最初のうちは、1つのプラットフォームに集中して出品しましょう。慣れてきたら、販路を増やす目的で複数のプラットフォームで出品するのもありです。
海外せどりで意識すべきポイント
海外せどりをおこなうなら、意識すべきポイントがいくつかあります。日本と同じ感覚で取引しようとすると、思わぬトラブルに巻き込まれてしまう可能性もあるからです。
ここでは、海外せどりをおこなうにあたって意識すべき点をまとめました。いずれも重要な要素なので、もれなく把握しておきましょう。
相場変動を読むのは困難
海外せどりの場合、相場の変動に加えて為替も考慮しなければいけません。現地では安価で販売していても、円安によってお得度が減ってしまっている商品は多々あります。
為替は急激に変動することは稀ですが、長期的に見ると無視できない変動幅をしています。考慮せず仕入れてしまうと、利益がでないどころか赤字になってしまう可能性もあるため、十分に注意しましょう。
使用後の返品も想定しておく
日本と海外では、返品の基準や考え方も違います。
開封して使用した商品であっても、返品要求をしてくる人は少なくありません。
返品に応じないためにも、キャンセルポリシーを明確にしておきましょう。事前に返品に関する記載があれば、こういった事態をある程度予防できます。
逆に、記載がないと向こうも遠慮なく要求してくるので、十分に注意してください。
競合が増えるタイミングを覚える
海外せどりは、為替の影響で利益が大きく左右されます。そのため、為替の変動幅によって競合が増えるケースが多いです。
輸出せどりであれば、円安だと利益を出しやすいため、参入する人が増えます。逆に円高の場合は、輸入せどりでたくさんの利益を出せます。
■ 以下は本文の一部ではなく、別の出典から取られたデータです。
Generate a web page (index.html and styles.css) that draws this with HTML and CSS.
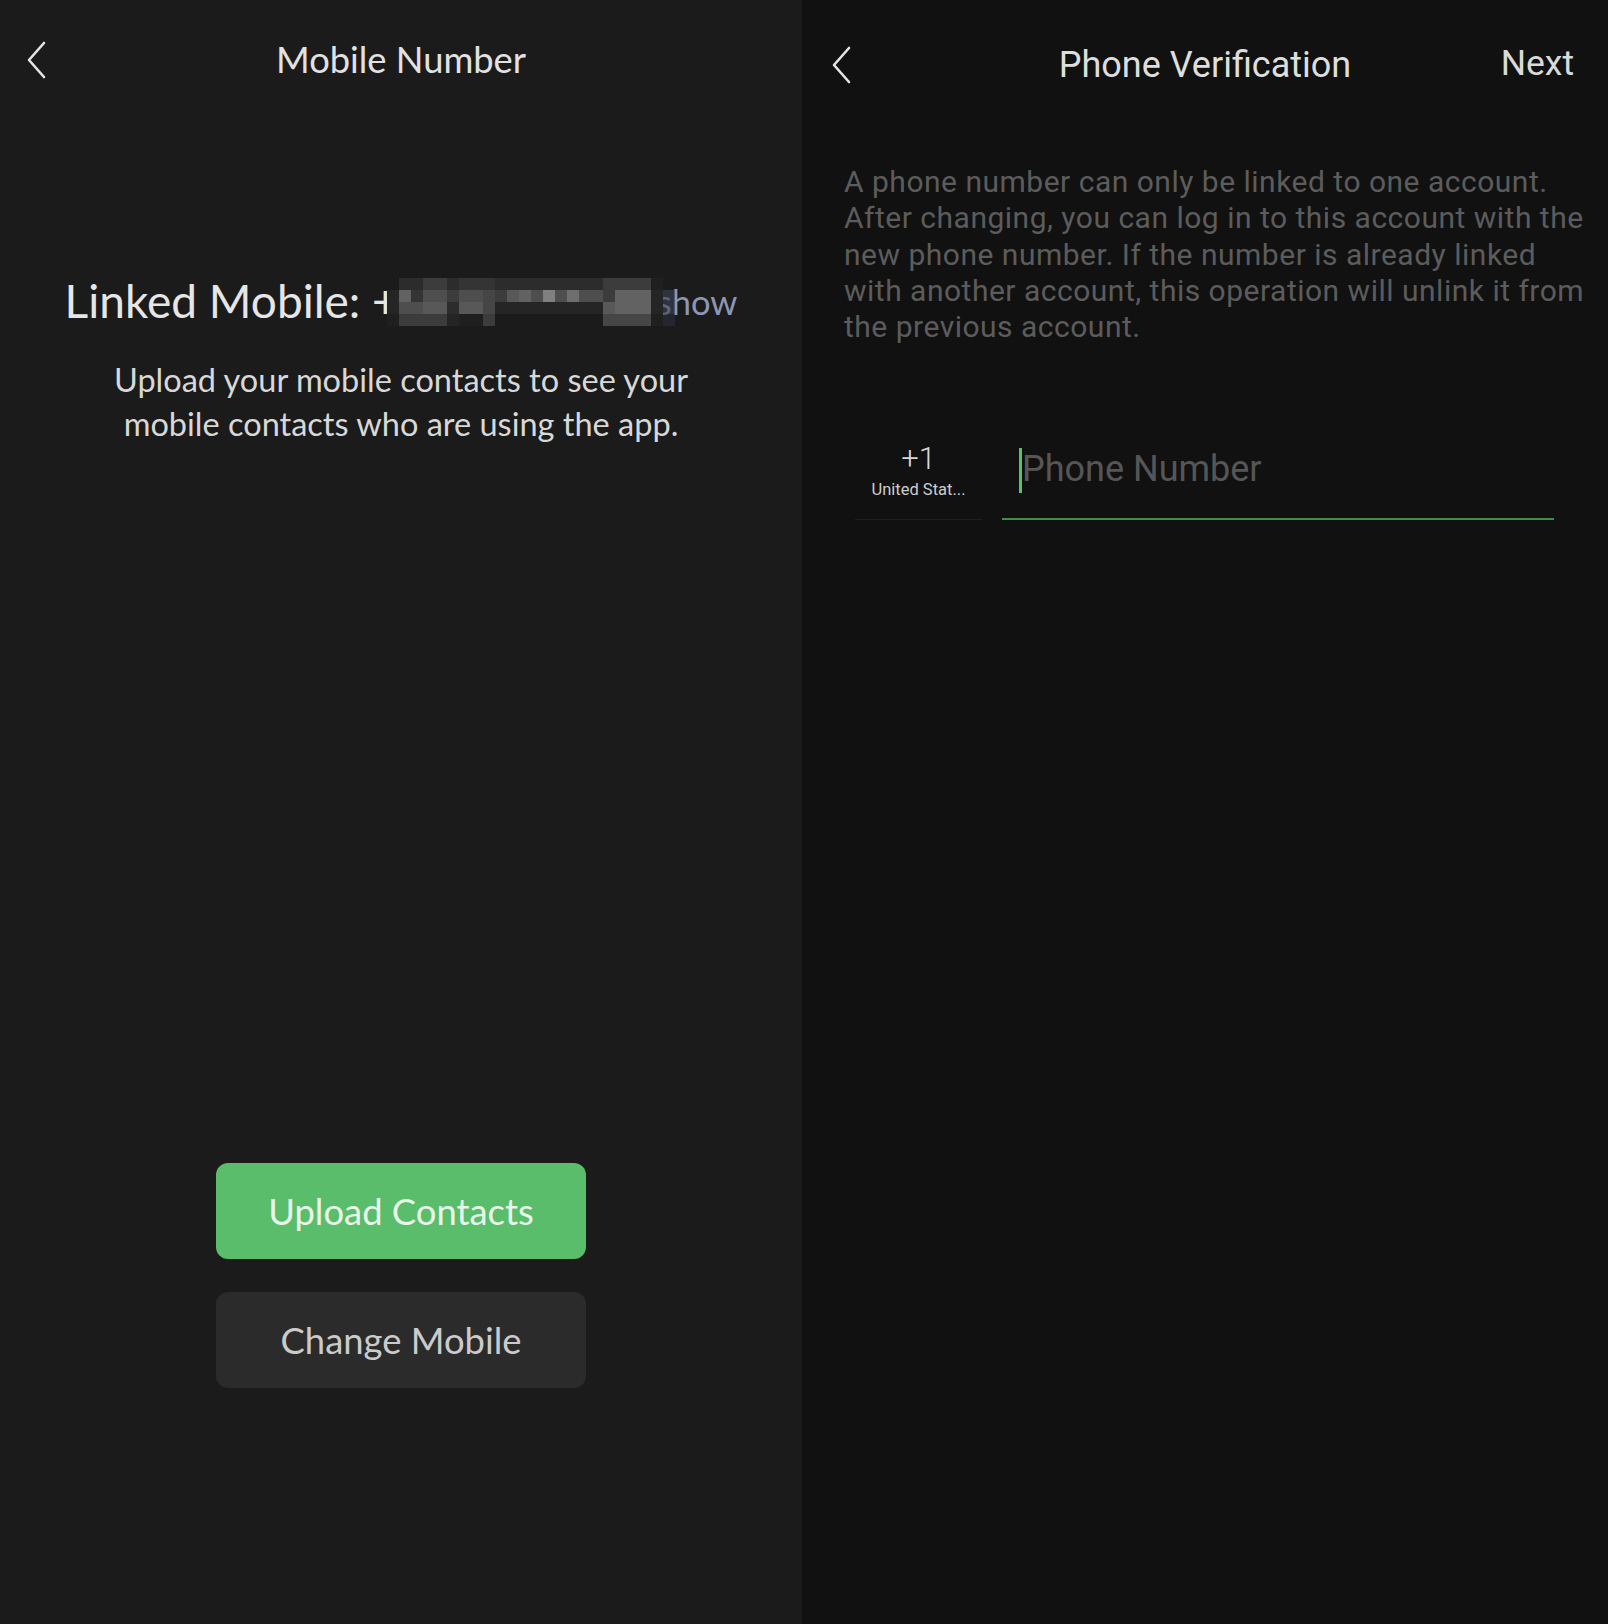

競合が多い時期に稼ぐためには、商品リサーチの質とコストカットが欠かせません。どの商品を仕入れて販売するのかを、今まで以上に検討してください。
古物商許可の資格を取得する
国内で中古品を販売する場合、古物商許可の資格が必要です。
新品を扱う場合でも、法的に中古品とみなされるケースは多いため、せどりをするなら必須の資格と言えます。
資格と言っても試験はなく、警察署で申請するだけで誰でも取得可能です。資格を取らずにせどりをすると違法行為になってしまうので、必ず取得しておきましょう。
個人情報の取り扱いには十分気をつける
個人情報が大切な点は、国内せどりも海外せどりも変わりません。
しかし、海外には過激な人や凄腕のハッカーなどもいるため、個人情報が流出した場合のリスクは国内以上と言えます。
トラブルや犯罪に巻き込まれるリスクは決して小さくないため、個人情報の取り扱いには細心の注意を払ってください。
まとめ
海外せどりには、主に輸入せどりと輸出せどりの2種類が存在します。
どちらも国内せどりより高い利益を出しやすい一方、為替や輸送コスト、関税など考慮すべきことも多いです。
また、海外の言語ば文化、法律にもある程度精通している必要があります。国をまたいだ売買は、それだけ考慮すべき点が多いということです。
とはいえ、デメリットを上回るだけの利益を得られるビジネスモデルであることも、また事実です。興味のある人は、今回紹介した点に気をつけながら、海外せどりに挑戦してみましょう。